Looking from the pictures on the desk and wall were grinning executives.  Backs straight and hands outstretched, slaps on the back and smiles.  Seeing God-only-knows-what as they peer towards the camera.  Did they perceive anything at all?  Or were they conditioned by the game to view the scene only as a moment of corporate achievement, missing entirely the broader world around them?  Losing in their success the virtues that got them there, the ability to see others as they see themselves.  

Placed at the center of their own spheres looking out, not thinking about the vastness of the universe and their tiny place in it; conflating the cosmos to the immediacy of whatever particular scene held them in the middle.  The flash light of the flickering picture giving them a short burst of satisfaction.  “I caused that flash of light,” they think subconsciously to themselves.  “I’m worth the effort of the picture.  I am the content that others want to see.”  “See, I still exist.  That person wants to take a picture of me.  This other person wants to shake my hand.  I’m still in it with other people.  I haven’t totally lost myself….”

And then began to materialize the thought that I would try to silence for a year, the slow trickling realization that I didn’t belong there.  Tiny but unrelenting, terrorizing in the ensuing discomfort and uncertainty.  Despite the feelings of self-doubt and instability, like my well-orchestrated future was flowing in the breeze, windswept and fancy-free, as I desperately clung to predictability, I would, from that moment, learn to trust myself.  I would see my achievements, my personality, my light for what they truly are - hard earned and, most importantly, uniquely mine.  Not to be claimed, reframed and stolen by someone else, used up in furtherance of some unliving entity.  Not to be minimized and made contingent on another person’s time and approval. 

To all those out there who have been conditioned to believe that their value is derived from who they can serve and how they can please, know that this is wrong.  You are the value.  A third-party perception of you is not who you are; another person cannot define you.  Only you and the magic inside of you can do that.  That magic is your Hope, ever present and always rooting for you.  It is God inside of you.  There whether you recognize it or not.  Whether you happen to feel it in the moment or think it’s gone away.  There because it is as much a part of you as your nose or your mouth, perhaps more a part of you than any physical attribute.  Perhaps it is all of you.  Perhaps it is the one thing that remains after all of that is gone.  After the corporation you’ve been devoted to has disintegrated back to the Earth.  Swallowed up and never seen again.  Nothing but a blip in ever moving, ever expanding time. 

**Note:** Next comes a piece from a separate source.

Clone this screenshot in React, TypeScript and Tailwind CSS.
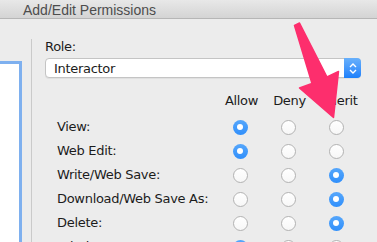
const rows: { label: string; value: number }[] = [
  { label: "View:", value: 0 },
  { label: "Web Edit:", value: 0 },
  { label: "Write/Web Save:", value: 2 },
  { label: "Download/Web Save As:", value: 2 },
  { label: "Delete:", value: 2 },
  { label: "Admin:", value: 0 },
];

function Radio({ on }: { on: boolean }) {
  if (on) {
    return (
      <span className="flex h-[15px] w-[15px] items-center justify-center rounded-full bg-gradient-to-b from-[#55a6fb] to-[#2f8ffb]">
        <span className="h-[6px] w-[6px] rounded-full bg-white" />
      </span>
    );
  }
  return (
    <span className="h-[15px] w-[15px] rounded-full border border-[#b3b3b3] bg-gradient-to-b from-white to-[#f7f7f7]" />
  );
}

export default function App() {
  return (
    <div
      className="relative flex h-[242px] w-[377px] flex-col overflow-hidden bg-[#ececec] text-[13px] tracking-[-0.3px] text-[#1c1c1c]"
      style={{ fontFamily: '"DejaVu Sans", sans-serif' }}
    >
      <div
        className="h-[19px] shrink-0 border-b border-[#b6b6b6] bg-gradient-to-b from-[#e8e8e8] to-[#d4d4d4] pl-[23px] pt-[2px] text-[14px] leading-[16px] tracking-normal text-[#4d4d4d]"
        style={{ fontFamily: '"Liberation Sans", Arial, sans-serif' }}
      >
        Add/Edit Permissions
      </div>

      <div className="flex flex-1">
        <div className="w-[31px] shrink-0 pt-[42px]">
          <div className="h-full w-[22px] border-r-[3px] border-t-[3px] border-[#7eb0ef] bg-white" />
        </div>
        <div className="mt-[20px] w-px shrink-0 bg-[#cacaca]" />

        <div className="flex-1 pl-[13px] pr-[16px] pt-[20px]">
          <div className="leading-[16px]">Role:</div>
          <div className="mt-[3px] flex h-[20px] rounded-[4px] border border-[#c4c4c4] bg-white shadow-[0_1px_0_rgba(0,0,0,0.05)]">
            <div className="flex-1 pl-[8px] pt-[1px] leading-[17px]">Interactor</div>
            <div className="-my-px -mr-px flex w-[17px] flex-col items-center justify-center gap-[1px] rounded-r-[4px] bg-gradient-to-b from-[#68b0fb] to-[#1b80fb]">
              <svg width="8" height="5" viewBox="0 0 8 5">
                <path d="M1 4 L4 1 L7 4" fill="none" stroke="white" strokeWidth="1.4" />
              </svg>
              <svg width="8" height="5" viewBox="0 0 8 5">
                <path d="M1 1 L4 4 L7 1" fill="none" stroke="white" strokeWidth="1.4" />
              </svg>
            </div>
          </div>

          <div className="ml-[12px] mt-[15px] grid grid-cols-[159px_48px_48px_48px] leading-[16px]">
            <div />
            <div className="pl-[3px] text-center">Allow</div>
            <div className="pl-[3px] text-center">Deny</div>
            <div className="pl-[3px] text-center">Inherit</div>
          </div>

          <div className="ml-[12px] mt-[6px]">
            {rows.map((r) => (
              <div
                key={r.label}
                className="grid h-[24px] grid-cols-[159px_48px_48px_48px] items-center leading-[16px]"
              >
                <div className="whitespace-nowrap">{r.label}</div>
                {[0, 1, 2].map((i) => (
                  <div key={i} className="flex justify-center">
                    <Radio on={r.value === i} />
                  </div>
                ))}
              </div>
            ))}
          </div>
        </div>
      </div>

      <svg
        className="pointer-events-none absolute left-0 top-0"
        width="377"
        height="242"
        viewBox="0 0 377 242"
      >
        <polygon
          points="294.5,25.5 299.5,23 327,77 338.5,71.5 333.5,117.5 299.5,88 312,83.5"
          fill="#fd2e6d"
          stroke="#fd2e6d"
          strokeWidth="1.5"
          strokeLinejoin="round"
        />
      </svg>
    </div>
  );
}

Our achievements, our personalities, our existence are uniquely ours to manage.  We alone have the agency and, with that, the responsibility to make of ourselves and this life what we want.  We do not become valuable because others see us that way; we do not lose value if they don’t.  We are not here to manage other’s expectations or fit into their mold.  We are here to create and fit into our own mold; or break it if we feel like it, and then create another.

At the end of this life, we will, with God (who is that Hope inside us) look at ourselves as if in the mirror and explore with reflection the life that we’ve lived during our brief stay on Earth.  It is our estimation of ourselves, the way we’ve lived our lives in accordance with our own moral guidelines and character, that matters. God is the ultimate arbiter of truth and we, with God, are the ones who determine whether we are living in accordance with Hope’s message.  No one else can do this for us.

When this point comes, will we, during this human life, have cultivated the agency to truly examine ourselves?  Will we have our own moral guidelines?  Will we understand our character?  Will we have figured out how to independently think? Or will we have looked to others to define us?  Have we given ourselves the space to determine these things?  Or have we allowed another, a corporate leader perhaps, to do it for us?

Whoever you are, your life is precious.  Take charge of it and define it for yourself.  Do not stay in a cubicle (or corner office, or private jet, or whatever) and hold on tightly to the things you think you need or the image you’re desperate to maintain.   Dance and giggle and figure it out through the pain and muck and heartache and joy.  Jump out into the deep, dark, unexpected, glorious world and get used to the hair-raising feeling of looking for yourself.  With Hope.  Don’t give yourself away to anyone else, no matter how “impressive” they may think you are.